The fourth module, Descent into the Depths of the Earth, is on a larger scale than the others, with a map covering many kilometres of a deep underground region, later known as the Underdark. In the Underdark, there are many unique monsters previously unknown to surface adventurers, including the drow, which had been considered mythical. Troglodytes, jermlaine and svirfneblin (deep gnomes) made their first appearances in D&D literature in this module.

In the next module, Shrine of the Kuo-Toa, the adventurers explore a subterranean complex populated by the Kuo-toa, a race of fish-frog monsters in the service of the lobster goddess Blibdoolpoolp.

Players next make their way to the Vault of the Drow, a deep subterranean eldritch land in a huge cyst deep under the earth.

The adventure is completed with Queen of the Demonweb Pits. It takes place primarily in the eponymous Demonweb Pits, the 66th level of the Abyss.

== Publication history ==
The seven adventures described above were compiled in the GDQ1–7 supermodule. These included:
- The three modules in the Against the Giants series: G1, Steading of the Hill Giant Chief; G2, Glacial Rift of the Frost Giant Jarl; and G3, Hall of the Fire Giant King
- The three modules in the "Drow" series: D1–2, Descent into the Depths of the Earth (which incorporates the earlier D1, Descent into the Depths of the Earth and D2, Shrine of the Kuo-Toa); and D3, Vault of the Drow
- Module Q1, Queen of the Demonweb Pits

All of the component modules were originally written by Gary Gygax, except for Queen of the Demonweb Pits, which was written by David C. Sutherland III and Gygax. The omnibus collection was produced with the assistance of Jeff Grubb and David Cook. The book was published by TSR in 1986 as a 128-page book with a 24-page map booklet, and credited to Gygax. Artist Keith Parkinson provided the cover art for the supermodule, which also features art by George Barr. The re-release was packaged as a sequel to A1–4.

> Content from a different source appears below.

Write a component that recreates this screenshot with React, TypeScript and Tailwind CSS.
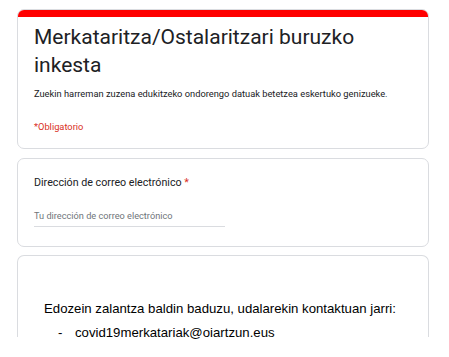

The cover art of the module was also used for the AD&D Gold Box computer game Pools of Darkness.

==Reception==
Peter Green reviewed Queen of the Spiders for White Dwarf #85. In his conclusion to the review, Green wrote that "TSR have proven over the years that they are capable of better products than this. Instead of wasting time with old material, they should concentrate on presenting new roleplaying ideas."

Queen of the Spiders was ranked as the single greatest Dungeons & Dragons adventure of all time by Dungeon magazine in 2004, on the 30th anniversary of the Dungeons & Dragons game.

Scott Taylor of Black Gate in 2015 rated the Queen of Spiders series as #1 in "The Top 10 Campaign Adventure Module Series of All Time, saying "I've played this series half a dozen times in my life, and each time it reinvents itself, becomes fresh and alive, and leaves me feeling like I've taken on the hosts of shadow and won a great victory for all the free peoples of the land. It is a true masterpiece, and that is all I really have to say about that."

Francesco Cacciatore for Polygon commented in 2025 that "While it has its flaws, Queen of the Spiders is a fundamental piece of D&D history with an enduring legacy. You may love or hate Gygax and his style, but there is an undeniable feeling of fear and wonder here. Players start by carefully infiltrating and surviving giants' strongholds, leading to an epic bloodbath in G3. When they think it's all over, the Underdark opens up in front of them, an unexplored wilderness devoid of light and filled with creatures unseen at the time. And then, when they believe they can bull rush through everything, a whole city of hostile creatures appears, where the characters have to switch tactics to subterfuge and cunning."